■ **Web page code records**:
## start

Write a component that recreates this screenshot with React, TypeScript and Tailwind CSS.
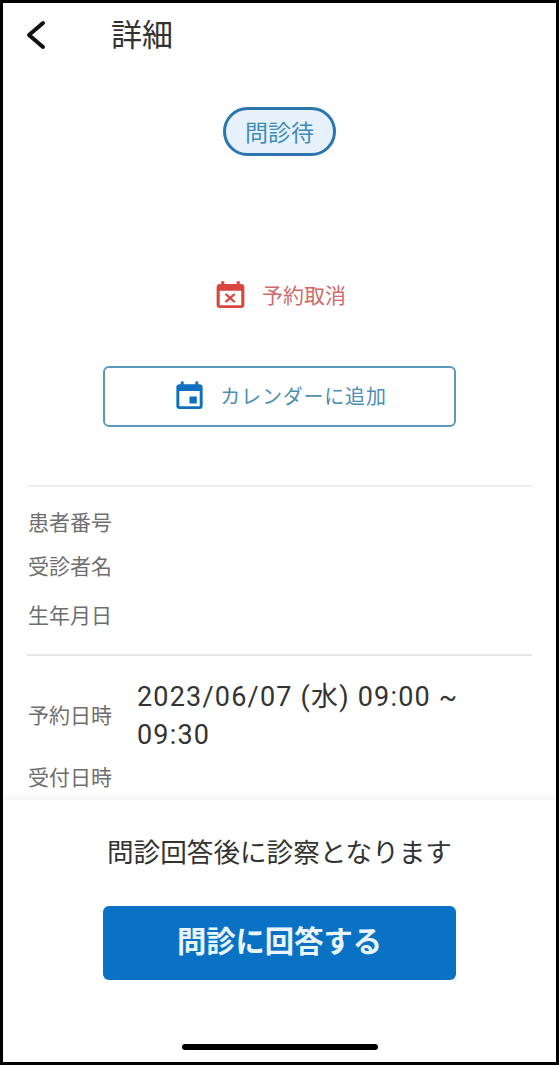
const jp = "font-['Roboto','Noto_Sans_CJK_JP',sans-serif]";

function InfoLabel({ children, className }: { children: string; className?: string }) {
  return <div className={`w-[84px] shrink-0 text-[21px] leading-[30px] text-[#6e6e6e] ${className ?? ""}`}>{children}</div>;
}

export default function App() {
  return (
    <div className={`${jp} box-border flex h-[1065px] w-[559px] flex-col overflow-hidden border-[3px] border-black bg-white`}>
      {/* header */}
      <div className="flex h-[64px] shrink-0 items-center pl-[22px]">
        <svg width="22" height="30" viewBox="0 0 22 30" fill="none" className="shrink-0">
          <path d="M18 3 L4 15 L18 27" stroke="#111" strokeWidth="4" strokeLinecap="round" strokeLinejoin="round" />
        </svg>
        <div className="ml-[64px] text-[31px] leading-none text-[#333]">詳細</div>
      </div>

      <div className="min-h-0 flex-1 overflow-hidden">
        <div className="mt-[40px] flex justify-center">
          <div className="flex h-[49px] w-[113px] items-center justify-center rounded-full border-[3px] border-[#2a76ad] bg-[#e6f1fb] pt-[4px] text-[23px] leading-none text-[#3f8cb8]">
            問診待
          </div>
        </div>

        {/* cancel */}
        <div className="mt-[124px] flex items-center justify-center gap-[13px] pr-[1px]">
          <svg width="37" height="32" viewBox="0 0 24 24" fill="#d9453f" preserveAspectRatio="none" className="shrink-0">
            <path d="M9.31 17l2.44-2.44L14.19 17l1.06-1.06-2.44-2.44 2.44-2.44L14.19 10l-2.44 2.44L9.31 10l-1.06 1.06 2.44 2.44-2.44 2.44L9.31 17zM19 3h-1V1h-2v2H8V1H6v2H5c-1.11 0-1.99.9-1.99 2L3 19c0 1.1.89 2 2 2h14c1.1 0 2-.9 2-2V5c0-1.1-.9-2-2-2zm0 16H5V8h14v11z" />
          </svg>
          <div className="text-[21px] leading-none text-[#cf6a68]">予約取消</div>
        </div>

        {/* calendar button */}
        <div className="mx-[100px] mt-[54px] flex h-[61px] items-center justify-center gap-[13px] rounded-[6px] border-2 border-[#5a9abf]">
          <svg width="35" height="33" viewBox="0 0 24 24" fill="#0f6fc0" preserveAspectRatio="none" className="shrink-0">
            <path d="M17 12h-5v5h5v-5zM16 1v2H8V1H6v2H5c-1.11 0-1.99.9-1.99 2L3 19c0 1.1.89 2 2 2h14c1.1 0 2-.9 2-2V5c0-1.1-.9-2-2-2h-1V1h-2zm3 18H5V8h14v11z" />
          </svg>
          <div className="text-[20px] leading-none tracking-[0.8px] text-[#4d8fb3]">カレンダーに追加</div>
        </div>

        <div className="mx-[24px] mt-[58px] h-[2px] bg-[#efefef]" />

        {/* patient */}
        <div className="mx-[25px] mt-[21px] flex flex-col">
          <InfoLabel>患者番号</InfoLabel>
          <InfoLabel className="mt-[14px]">受診者名</InfoLabel>
          <InfoLabel className="mt-[19px]">生年月日</InfoLabel>
        </div>

        <div className="mx-[24px] mt-[23px] h-[2px] bg-[#e6e6e6]" />

        {/* reservation */}
        <div className="mx-[25px] mt-[22px] flex items-center gap-[25px]">
          <InfoLabel>予約日時</InfoLabel>
          <div className="w-[345px] text-[27px] leading-[38px] tracking-[1.2px] text-[#333]">
            2023/06/07 (水) 09:00 ~ 09:30
          </div>
        </div>
        <div className="mx-[25px] mt-[9px]">
          <InfoLabel>受付日時</InfoLabel>
        </div>
      </div>

      {/* footer */}
      <div className="relative flex h-[262px] shrink-0 flex-col items-center bg-white pt-[34px] shadow-[0_-3px_6px_rgba(0,0,0,0.05)]">
        <div className="text-[26.6px] leading-[38px] text-[#333]">問診回答後に診察となります</div>
        <button className="mt-[34px] h-[74px] w-[353px] shrink-0 rounded-[6px] bg-[#0a72c4] text-[29.3px] font-bold text-[#e9f4fb]">
          問診に回答する
        </button>
        <div className="mt-auto mb-[12px] h-[6px] w-[196px] rounded-full bg-black" />
      </div>
    </div>
  );
}
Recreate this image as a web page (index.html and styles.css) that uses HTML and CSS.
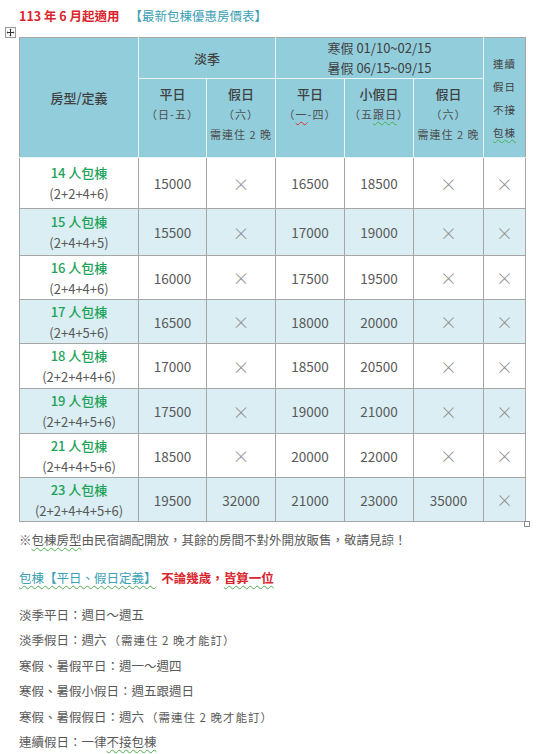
FILE: index.html
```html
<!DOCTYPE html>
<html lang="zh-Hant">
<head>
<meta charset="utf-8">
<title>包棟優惠房價表</title>
<link rel="stylesheet" href="styles.css">
</head>
<body>
<div class="page">
  <div class="title"><span class="t-red">113 年 6 月起適用</span><span class="t-teal">【最新包棟優惠房價表】</span></div>
  <div class="handle"><svg width="11" height="11" viewBox="0 0 11 11"><rect x="0.5" y="0.5" width="10" height="10" fill="#fff" stroke="#9a9a9a"/><path d="M5.5 2 L5.5 9 M2 5.5 L9 5.5" stroke="#333" stroke-width="1"/><path d="M5.5 1.6 L4.3 3 L6.7 3 Z M5.5 9.4 L4.3 8 L6.7 8 Z M1.6 5.5 L3 4.3 L3 6.7 Z M9.4 5.5 L8 4.3 L8 6.7 Z" fill="#333"/></svg></div>
  <div class="table-wrap">
  <table class="price">
    <colgroup>
      <col class="c1"><col class="c2"><col class="c3"><col class="c4"><col class="c5"><col class="c6"><col class="c7">
    </colgroup>
    <thead>
      <tr class="h1">
        <th rowspan="2">房型/定義</th>
        <th colspan="2">淡季</th>
        <th colspan="3"><div class="hl">寒假 01/10~02/15</div><div class="hl">暑假 06/15~09/15</div></th>
        <th rowspan="2" class="cont"><div>連續</div><div>假日</div><div>不接</div><div><span class="wg">包棟</span></div></th>
      </tr>
      <tr class="h2">
        <th><div class="hm">平日</div><div class="hs">（日-五）</div></th>
        <th><div class="hm">假日</div><div class="hs">（六）</div><div class="hs">需連住 2 晚</div></th>
        <th><div class="hm">平日</div><div class="hs">（<span class="wr">一</span>-四）</div></th>
        <th><div class="hm">小假日</div><div class="hs">（五<span class="wg">跟日</span>）</div></th>
        <th><div class="hm">假日</div><div class="hs">（六）</div><div class="hs">需連住 2 晚</div></th>
      </tr>
    </thead>
    <tbody>
      <tr class="r r1"><td class="room"><div class="rn">14 人包棟</div><div class="rc">(2+2+4+6)</div></td><td>15000</td><td class="x">×</td><td>16500</td><td>18500</td><td class="x">×</td><td class="x">×</td></tr>
      <tr class="r r2 alt"><td class="room"><div class="rn">15 人包棟</div><div class="rc">(2+4+4+5)</div></td><td>15500</td><td class="x">×</td><td>17000</td><td>19000</td><td class="x">×</td><td class="x">×</td></tr>
      <tr class="r r3"><td class="room"><div class="rn">16 人包棟</div><div class="rc">(2+4+4+6)</div></td><td>16000</td><td class="x">×</td><td>17500</td><td>19500</td><td class="x">×</td><td class="x">×</td></tr>
      <tr class="r r4 alt"><td class="room"><div class="rn">17 人包棟</div><div class="rc">(2+4+5+6)</div></td><td>16500</td><td class="x">×</td><td>18000</td><td>20000</td><td class="x">×</td><td class="x">×</td></tr>
      <tr class="r r5"><td class="room"><div class="rn">18 人包棟</div><div class="rc">(2+2+4+4+6)</div></td><td>17000</td><td class="x">×</td><td>18500</td><td>20500</td><td class="x">×</td><td class="x">×</td></tr>
      <tr class="r r6 alt"><td class="room"><div class="rn">19 人包棟</div><div class="rc">(2+2+4+5+6)</div></td><td>17500</td><td class="x">×</td><td>19000</td><td>21000</td><td class="x">×</td><td class="x">×</td></tr>
      <tr class="r r7"><td class="room"><div class="rn">21 人包棟</div><div class="rc">(2+4+4+5+6)</div></td><td>18500</td><td class="x">×</td><td>20000</td><td>22000</td><td class="x">×</td><td class="x">×</td></tr>
      <tr class="r r8 alt"><td class="room"><div class="rn">23 人包棟</div><div class="rc">(2+2+4+4+5+6)</div></td><td>19500</td><td>32000</td><td>21000</td><td>23000</td><td>35000</td><td class="x">×</td></tr>
    </tbody>
  </table>
  <span class="resize"></span>
  </div>
  <p class="note">※<span class="wg">包棟房型</span>由民宿調配開放，其餘的房間不對外開放販售，敬請見諒！</p>
  <p class="def"><span class="wg d-teal">包棟【平日、假日定義】</span> <span class="d-red">不論幾歲，<span class="wg">皆算一位</span></span></p>
  <div class="rules">
    <p>淡季平日：週日～週五</p>
    <p>淡季假日：週六<span class="hw">（需連住 2 晚才能訂）</span></p>
    <p>寒假、暑假平日：週一～週四</p>
    <p>寒假、暑假小假日：週五跟週日</p>
    <p>寒假、暑假假日：週六<span class="hw">（需連住 2 晚才能訂）</span></p>
    <p>連續假日：一律<span class="wg">不接包棟</span></p>
  </div>
</div>
</body>
</html>
```

FILE: styles.css
```css
html, body {
  margin: 0;
  padding: 0;
  background: #ffffff;
}
body {
  font-family: "Noto Sans CJK TC", "Noto Sans", sans-serif;
  color: #595959;
  width: 540px;
  height: 754px;
  overflow: hidden;
}
.page {
  position: relative;
  padding-top: 6px;
}
.title {
  padding-left: 19px;
  height: 20px;
  line-height: 20px;
  font-size: 12.5px;
  white-space: nowrap;
}
.t-red {
  color: #d9262e;
  font-weight: 700;
  margin-right: 10px;
}
.t-teal {
  color: #3aa0b4;
}
.handle {
  position: absolute;
  left: 5px;
  top: 27px;
  width: 11px;
  height: 11px;
  line-height: 0;
}
.table-wrap {
  position: relative;
  margin-top: 11px;
  margin-left: 19px;
  width: 506px;
}
.price {
  border-collapse: collapse;
  table-layout: fixed;
  width: 506px;
  font-size: 13px;
}
.c1 { width: 119px; }
.c2 { width: 68px; }
.c3 { width: 69px; }
.c4 { width: 69px; }
.c5 { width: 69px; }
.c6 { width: 70px; }
.c7 { width: 42px; }

.price th {
  background: #92cddc;
  color: #404040;
  font-weight: 500;
  border: 1px solid #eaf4f7;
  padding: 0;
  text-align: center;
  vertical-align: middle;
}
.price thead tr:first-child th {
  border-top-color: #a6a6a6;
}
.price thead th:first-child {
  border-left-color: #a6a6a6;
}
.price thead th.cont {
  border-right-color: #a6a6a6;
  font-weight: 400;
}
.h1 { height: 41px; }
.h2 { height: 79px; }
.hl {
  line-height: 20px;
  font-size: 13px;
  font-weight: 400;
}
.hm {
  line-height: 20px;
  font-size: 13px;
  font-weight: 500;
}
.h2 th {
  vertical-align: top;
  padding-top: 5px;
}
.hs {
  font-size: 11px;
  line-height: 20px;
  color: #4d4d4d;
  font-weight: 400;
  letter-spacing: 1px;
  white-space: nowrap;
}
.cont {
  font-size: 10.5px;
  letter-spacing: 1px;
}
.cont div {
  line-height: 23px;
}

.price td {
  border: 1px solid #a6a6a6;
  text-align: center;
  vertical-align: middle;
  padding: 0;
  color: #595959;
  font-size: 13.5px;
}
.price tr.alt td {
  background: #daeef3;
}
.r1 { height: 51px; }
.r2 { height: 47px; }
.r3, .r4, .r7, .r8 { height: 44px; }
.r5, .r6 { height: 45px; }
.room .rn {
  color: #1ea35a;
  font-weight: 500;
  line-height: 21px;
  font-size: 13px;
}
.room .rc {
  line-height: 21px;
  font-size: 13px;
  color: #595959;
}
.price td.x {
  color: #8c8c8c;
  font-size: 17px;
  font-weight: 300;
}
.resize {
  position: absolute;
  right: -5px;
  bottom: -5px;
  width: 4px;
  height: 4px;
  border: 1px solid #8c8c8c;
  background: #fff;
}
.wg {
  text-decoration: underline wavy #4caf50;
  text-decoration-thickness: 1px;
  text-underline-offset: 2px;
}
.wr {
  text-decoration: underline wavy #e03030;
  text-decoration-thickness: 1px;
  text-underline-offset: 2px;
}
.note {
  margin: 5px 0 0 19px;
  line-height: 25px;
  font-size: 12.5px;
  color: #595959;
}
.def {
  margin: 13px 0 0 19px;
  line-height: 25px;
  font-size: 12.5px;
}
.d-teal {
  color: #3aa0b4;
}
.d-red {
  color: #d9262e;
  font-weight: 700;
  margin-left: 2px;
}
.rules {
  margin: 12px 0 0 19px;
  font-size: 12.5px;
  color: #595959;
}
.rules p {
  margin: 0;
  height: 25.4px;
  line-height: 25.4px;
  overflow: visible;
}
.hw {
  font-size: 11.5px;
  line-height: 1;
  letter-spacing: 1px;
  margin-left: 2px;
}
```
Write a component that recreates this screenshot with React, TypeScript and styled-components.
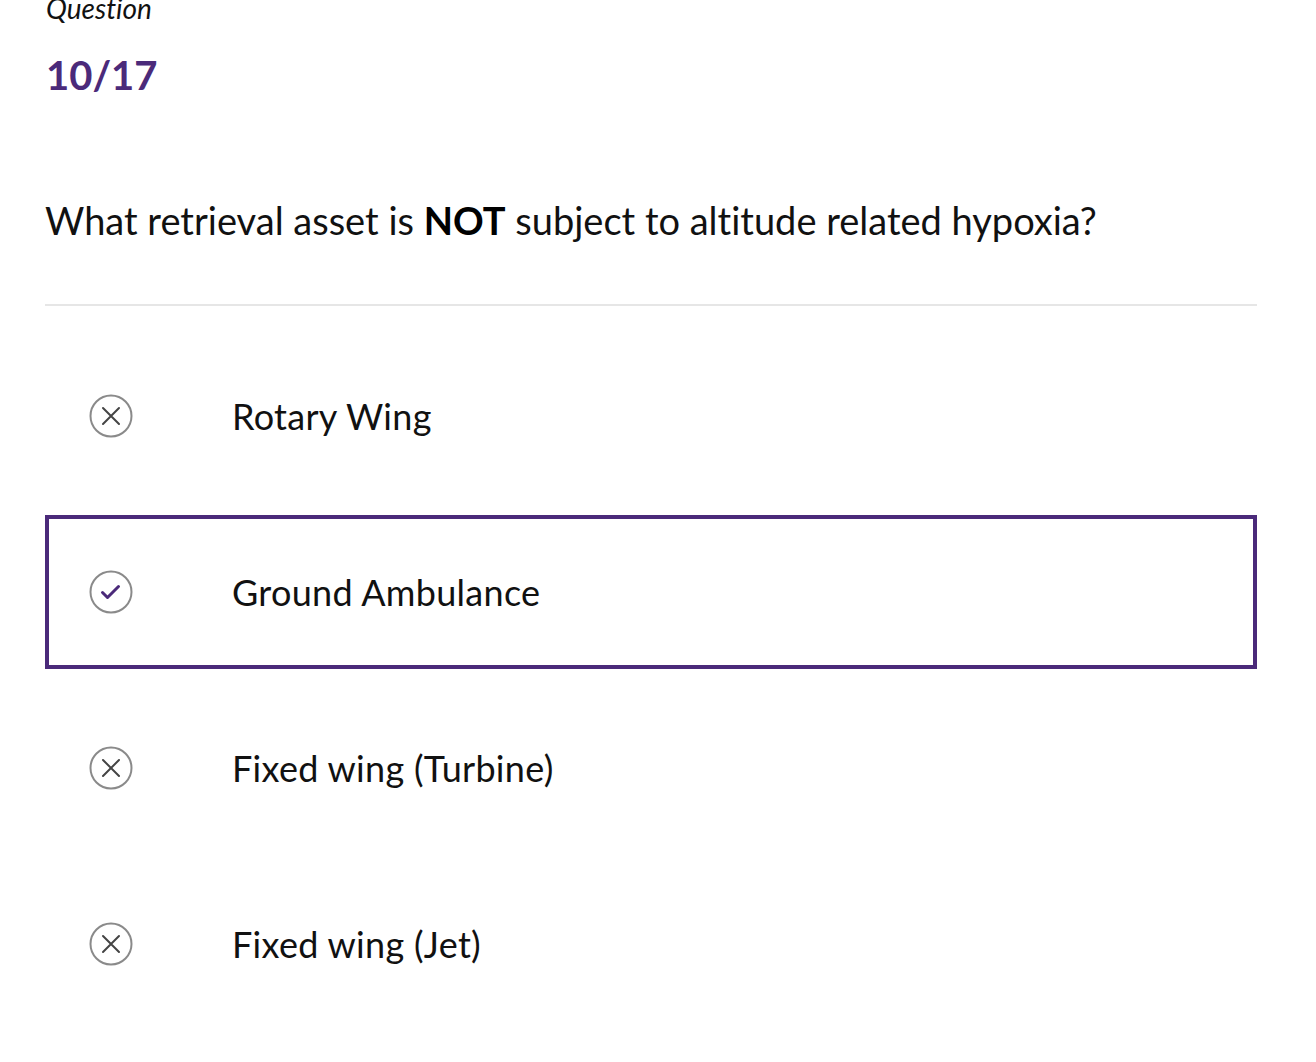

## end

■ **What is needed**:
Each line of the material above either contains the word "styles" or does not; state how many do, and nothing else.

■ **Exercise response**:
3